人々は何故逃げるのか
今、私の身の回りから、次々に人が去って行きます。去って行く人々は、まさに将来を嘱望されている人々です。
例えばかつて私と同級生だった。その人が大学院生時代、私がその人を指導した。私の論文の共著者になった。
こう言った「今更消せない過去」によって、今まさにこれからのし上がろうとする人々が頭を抱えています。彼らはこう言われるのです。
お前はこんな人間と関係があるのか!
バッハのマタイ受難曲でも一番感動的な部分が、ペテロによるキリストの否定です。
キリストが磔にされ殺された後、群衆がペテロを指さし、
「お前もあいつの一味だった」と言います。それに対しペテロは狼狽え、
いや、私はその人なんか知らない、と三度言います。
Ich kenne des Menschen nicht(イッヒ ケンネ デス メンシェン ニヒト).

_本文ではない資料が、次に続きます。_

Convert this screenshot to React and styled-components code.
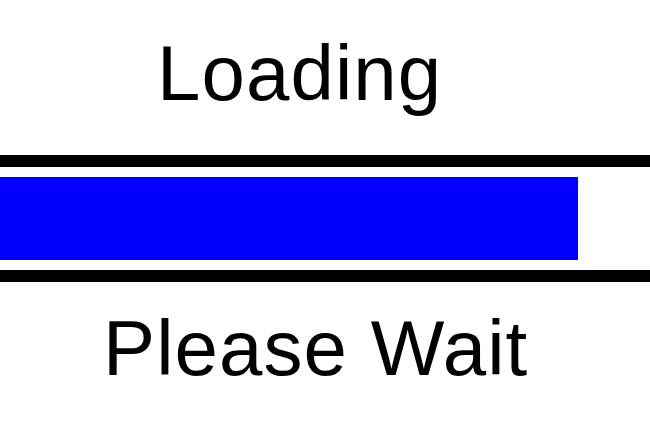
import React from 'react'
import styled, { createGlobalStyle } from 'styled-components'

const GlobalStyle = createGlobalStyle`
  html, body {
    margin: 0;
    padding: 0;
    background: #ffffff;
    overflow: hidden;
  }
`

const Screen = styled.div`
  width: 650px;
  height: 433px;
  display: flex;
  flex-direction: column;
  font-family: "Liberation Sans", Arial, sans-serif;
  color: #000000;
`

const Caption = styled.div`
  font-size: 78px;
  line-height: 78px;
  letter-spacing: 1.1px;
  padding-left: ${p => p.$indent}px;
  margin-top: ${p => p.$top}px;
  white-space: nowrap;
`

const Track = styled.div`
  border-top: 12px solid #000000;
  border-bottom: 12px solid #000000;
  padding: 10px 0;
  margin-top: 43px;
`

const Fill = styled.div`
  height: 83px;
  background: #0000ff;
`

export default function App() {
  const progress = 578
  return (
    <>
      <GlobalStyle />
      <Screen>
        <Caption $indent={157} $top={34}>Loading</Caption>
        <Track>
          <Fill style={{ width: progress }} />
        </Track>
        <Caption $indent={103} $top={27}>Please Wait</Caption>
      </Screen>
    </>
  )
}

彼が三度そう答えたとき、鶏が鳴きます。そこでペテロはキリストが殺される前、「あなたは私を三度否定し、その時鶏が鳴くであろう」と預言したことを思い出し、痛ましく泣きました。
バッハはプロテスタントでしたから、全編をラテン語ではなくドイツ語で、つまりこの曲を聴く全ての人々が解る言葉で書いています。
この逸話は無論脚色されてはいるでしょうが、あり得ない話ではないかも知れません。自分が逮捕され、殺害されるのが逃れがたいと悟ったキリストがペテロに対し、半ば自暴自棄になって「どうせお前も俺が殺されたら俺を裏切るだろう」と言ったことは、十分可能性があると私は思います。この場面ではむしろキリスト本人より、ペテロの真情に焦点が当てられています。彼は群衆に詰め寄られ、心から信じていた我が師を思わず「知らない」と、それも三回もそう言ってしまった。それに気がついたときの彼の慟哭にこの曲はフォーカスを置いています。
まあ良いですよ、誰が私を無視したって。彼らのうち何人がいつか私を無視したことを悔いてくれるかなんか、私は知りませんが。